Romney voters motivated by Anti-Obama sentiment
As the Republican National Convention approaches, Mitt Romney is indicating that he may be just days away from annoucing his running mate. Many conservatives hope that Team Romney chooses a credible conservative, one that could excite the base. This is a dilemma for the campaign since, as a new WaPo/ABC News poll indicates, Romney’s supporters are more motivated to vote against President Barack Obama than for him:
Nearly six in 10 of those siding with Mitt Romney in a new Washington Post-ABC News poll say their vote is primarily “against” President Obama not in favor of the former Massachusetts governor, a testament to how much of Romney’s support is built on opposition to the current occupant of the White House.
By contrast, about three-quarters of Obama’s supporters are voting affirmatively “for” the president.
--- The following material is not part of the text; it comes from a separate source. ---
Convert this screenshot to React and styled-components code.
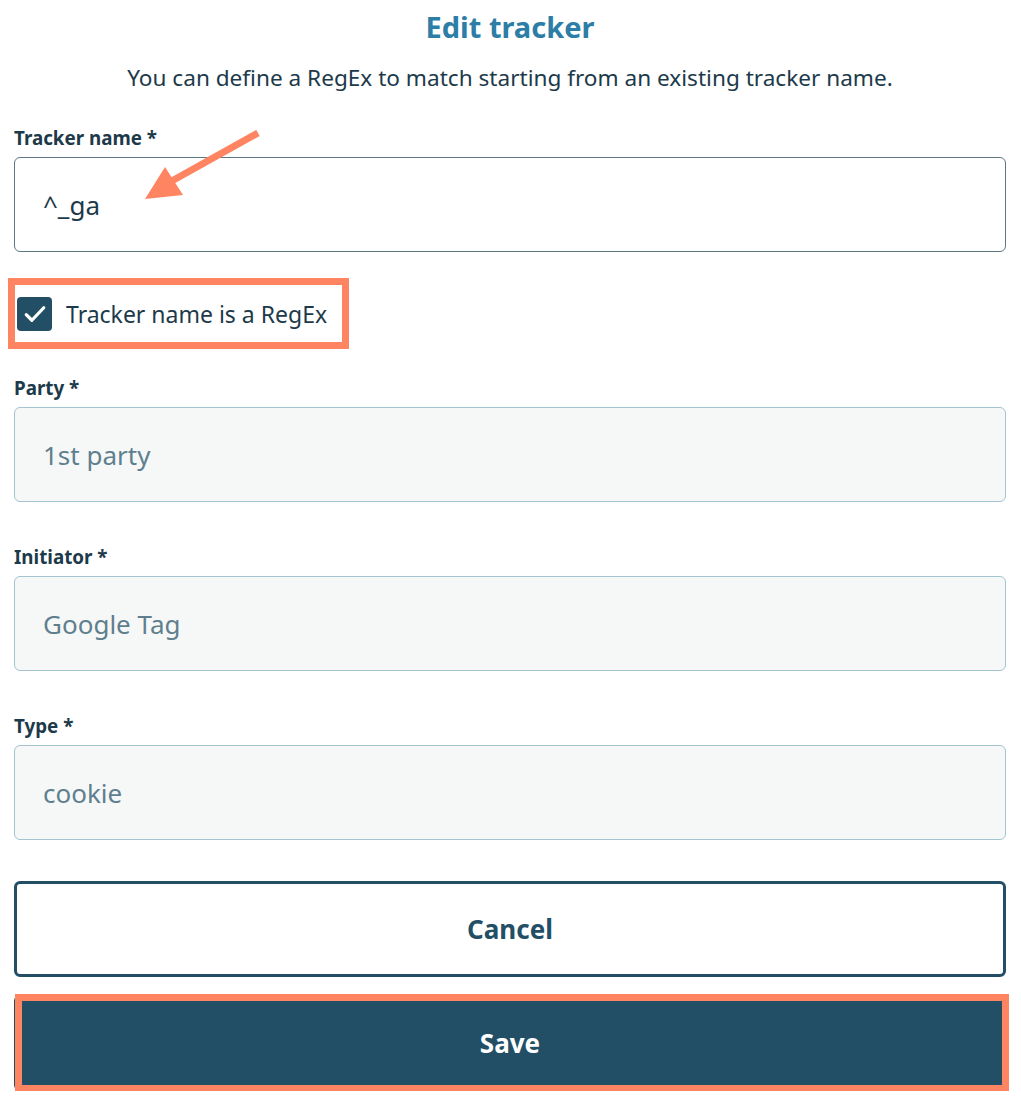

Romney’s support numbers are similar to those of Massachusetts Sen. John Kerry (D) in 2004 and Obama’s support numbers mirror those of President George W. Bush in his bid for a second term. The 2004 contest was close, but ultimately the “Bush protest” vote was not enough to put Kerry on top.
Romney may have won the votes of many Republicans because polls showed him having the best chance against President Obama, but he has never really held their hearts. Most conservatives I talk to don’t trust him because they see him as flimsy, someone who will change their views as the wind shifts. And it’s not like they aren’t examples of that.
The dynamics this year are different from the 2004 presidential election. Yes, the left was motivated to come out hard against President George W. Bush just as this right is this year against President Obama. But economic factors are dinner table issues for Americans, much more so than the anti-war and pro-civil liberties sentiment of the left during the 2004 election. We were recovering from a recession during that election as well, but the pace of recovery, including steady job creation, was better.
But as I’ve written recently, Romney has to do more to appeal to, not only his base, but also to skeptical independents. They’re the key in this election. They don’t want to be referred to some 59-point plan. It has to be presented in a way that is both easy to understand and in stark contrast to the policies of President Obama.
Playing the “I’m not Barack Obama” may get him a lot of votes, but clear and concise answers on how he is going to do things different are what Americans want to hear.